Often, I’d reply with something like “all this experiment tells me is that things imprinted with No. 2” will float. And thus would begin a week long journey to really devise some experiments to tell us that, and along the way, students had to unpack the ideas of mass, volume and ratio.

Finally, the unit would culminate in students writing 8-10 page papers explaining sinking and floating from first principles. These students were juniors and seniors, who at the same time were writing papers in english about Hamlet and The Dubliners. And though it may sound basic, I can say I’ve rarely seen students as engaged as when they were trying to work out the chain of reasoning to explain how density predicts floating, and how this leads to understanding how a submarine can control its buoyancy.

I’m still not sure if it was worth it back then to take 2 months to study sinking and floating, but I can say that my students learned to make scientific argument perhaps better than any other students I’ve taught before or since.

January 27, 2011 8:46 am

I like that “things printed with a no. 2 float.” See, people can look at the same objective facts and draw different conclusions. The idea of experimental design is critical. So, it was not just 2 months on sinking and floating. This lesson had a ton of experimental design in it. And, it sounds like it really engaged your students. Funny aside, when I was reading this post a few days ago, my 4 yr old wandered into the room in time to see the yellow duck, rubber band ball, etc on the screen. He was thrilled. So, we watched the video. He’s been doing sink v. float experiments almost daily since. Bathtime is a lot more fun for him now, too. He even asked me to find him a rubberband ball so we could “replicate” the experiment he watched (my word, not his).

• January 27, 2011 9:25 am

That’s awesome. I agree on the value of learning experimental design. In fact, the kids would design experiments that would tell them that volume affected sinking and floating (a balloon with the same mass but different volume would sink or float) and then that mass affected sinking and floating (a film can with different numbers of pennies inside would sink/float).

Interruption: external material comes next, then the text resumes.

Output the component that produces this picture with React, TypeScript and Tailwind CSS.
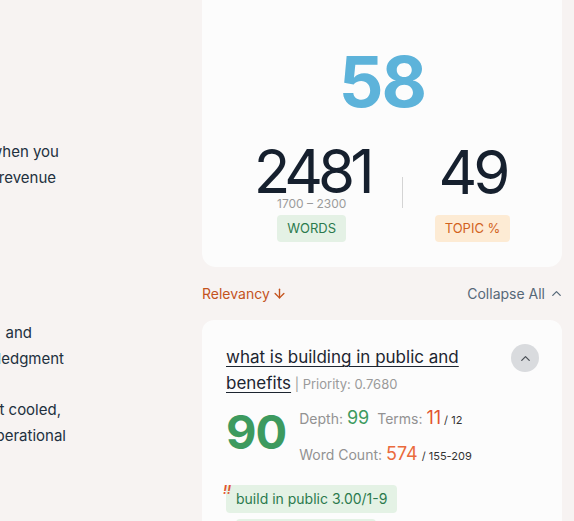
import { ChevronUp, ArrowDown } from 'lucide-react'

const leftLines = [
  { text: 'when you', w: 'w-[59px]', mt: 'mt-[139px]' },
  { text: 'revenue', w: 'w-[56px]', mt: 'mt-0' },
  { text: 'and', w: 'w-[32px]', mt: 'mt-[129px]' },
  { text: 'acknowledgment', w: 'w-[64px]', mt: 'mt-0' },
  { text: 'it cooled,', w: 'w-[61px]', mt: 'mt-[25px]' },
  { text: 'operational', w: 'w-[66px]', mt: 'mt-0' },
]

const App = () => {
  return (
    <div
      className="flex min-h-[521px] w-[574px] overflow-hidden bg-[#f7f3f2] text-[#1c2733]"
      style={{ fontFamily: 'Inter, "Noto Sans", sans-serif' }}
    >
      {/* Editor text, scrolled so only line ends show */}
      <div className="w-[202px] shrink-0 text-[15px] leading-[26px] text-[#22303e]">
        {leftLines.map((line, i) => (
          <div key={i} className={`flex justify-end overflow-hidden whitespace-nowrap ${line.w} ${line.mt}`}>
            <span>{line.text}</span>
          </div>
        ))}
      </div>

      {/* Score panel */}
      <div className="w-[360px] shrink-0">
        <div className="flex h-[267px] flex-col items-center rounded-b-[14px] bg-[#fcfcfc] pt-[47px]">
          <div className="text-[70px] font-bold leading-none tracking-[-2px] text-[#5db3da]">58</div>
          <div className="mt-[24px] flex items-center justify-center gap-8">
            <div className="flex flex-col items-center">
              <div className="text-[60px] leading-none tracking-[-5px] text-[#16202e]">2481</div>
              <div className="-mt-[3px] text-[12px] leading-none text-[#9b9b9b]">1700 – 2300</div>
              <div className="mt-[5px] rounded-[4px] bg-[#e4f1e5] px-[10px] py-[4px] text-[13px] leading-[19px] text-[#2b7a4d]">
                WORDS
              </div>
            </div>
            <div className="mt-[2px] h-[31px] w-px bg-[#d4d4d4]" />
            <div className="flex flex-col items-center">
              <div className="text-[60px] leading-none tracking-[-4px] text-[#16202e]">49</div>
              <div className="mt-[13px] rounded-[4px] bg-[#fdebd4] px-[10px] py-[4px] text-[13px] leading-[19px] text-[#d2621d]">
                TOPIC %
              </div>
            </div>
          </div>
        </div>

        {/* Sort / collapse row */}
        <div className="flex h-[53px] items-center justify-between text-[14px]">
          <div className="flex items-center gap-[2px] text-[#c4531d]">
            Relevancy
            <ArrowDown size={15} strokeWidth={2.2} />
          </div>
          <div className="flex items-center gap-[4px] text-[#566878]">
            Collapse All
            <ChevronUp size={15} strokeWidth={2} className="-mr-[2px]" />
          </div>
        </div>

        {/* Topic card */}
        <div className="rounded-t-[12px] bg-[#fcfcfc] pl-[24px] pr-[23px] pt-[24px] pb-[10px]">
          <div className="flex items-start justify-between">
            <div className="w-[255px] text-[17px] leading-[26px] text-[#1c2530]">
              <span className="underline decoration-1 underline-offset-[3px]">what is building in public and benefits</span>
              <span className="text-[13px] text-[#9a9a9a]"> | Priority: 0.7680</span>
            </div>
            <div className="flex h-[28px] w-[28px] items-center justify-center rounded-full bg-[#d9dbde] text-[#4a4f56]">
              <ChevronUp size={15} strokeWidth={2} />
            </div>
          </div>

          <div className="mt-[2px] flex items-start gap-[13px]">
            <div className="mt-[9px] text-[47px] font-bold leading-none tracking-[-1px] text-[#3d9a5f]">90</div>
            <div className="mt-[9px] flex flex-col gap-[14px] text-[14px] leading-[20px] text-[#929292]">
              <div className="flex items-baseline">
                Depth:&nbsp;<span className="text-[18px] text-[#3d9a5f]">99</span>
                <span className="ml-[8px]">Terms:&nbsp;</span>
                <span className="text-[18px] text-[#e2542f]">11</span>
                <span className="ml-[3px] text-[11px] text-[#333]">/ 12</span>
              </div>
              <div className="flex items-baseline">
                Word Count:&nbsp;<span className="text-[18px] text-[#ea6a3c]">574</span>
                <span className="ml-[4px] text-[11px] text-[#333]">/ 155-209</span>
              </div>
            </div>
          </div>

          <div className="mt-[19px] flex flex-col items-start gap-[6px]">
            <div className="relative rounded-[4px] bg-[#e4f2e5] px-[10px] py-[5px] text-[14px] leading-[18px] text-[#2b7a4d]">
              <span className="absolute -left-[3px] -top-[1px] text-[12px] font-bold italic leading-none text-[#e2542f]">!!</span>
              build in public 3.00/1-9
            </div>
            <div className="ml-[10px] h-[20px] w-[140px] rounded-[4px] bg-[#e4f2e5]" />
          </div>
        </div>
      </div>
    </div>
  )
}

export default App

Then they saw that neither thing on its own was enough to predict sinking floating (a bowling ball with a larger volume than a balloon still sinks). Then they went out to look for combinations of mass and volume, and saw that the ratio of mass to volume did seem to predict sinking floating behavior perfectly. Then I asked them if we define this new thing, $density = mass/volume$ is it possible to do a control of variables experiment where you keep 2 of the 3 constant and change the 3rd to see how it affects sinking and floating, and they saw that you can’t, since density is defined in terms of mass and volume, not even a billion dollar research budget could create that experiment. It was beautiful, but I would always cringe when I would hear students quickly describe what we are doing “We’re learning about balancing, or we’re learning about density” for three weeks.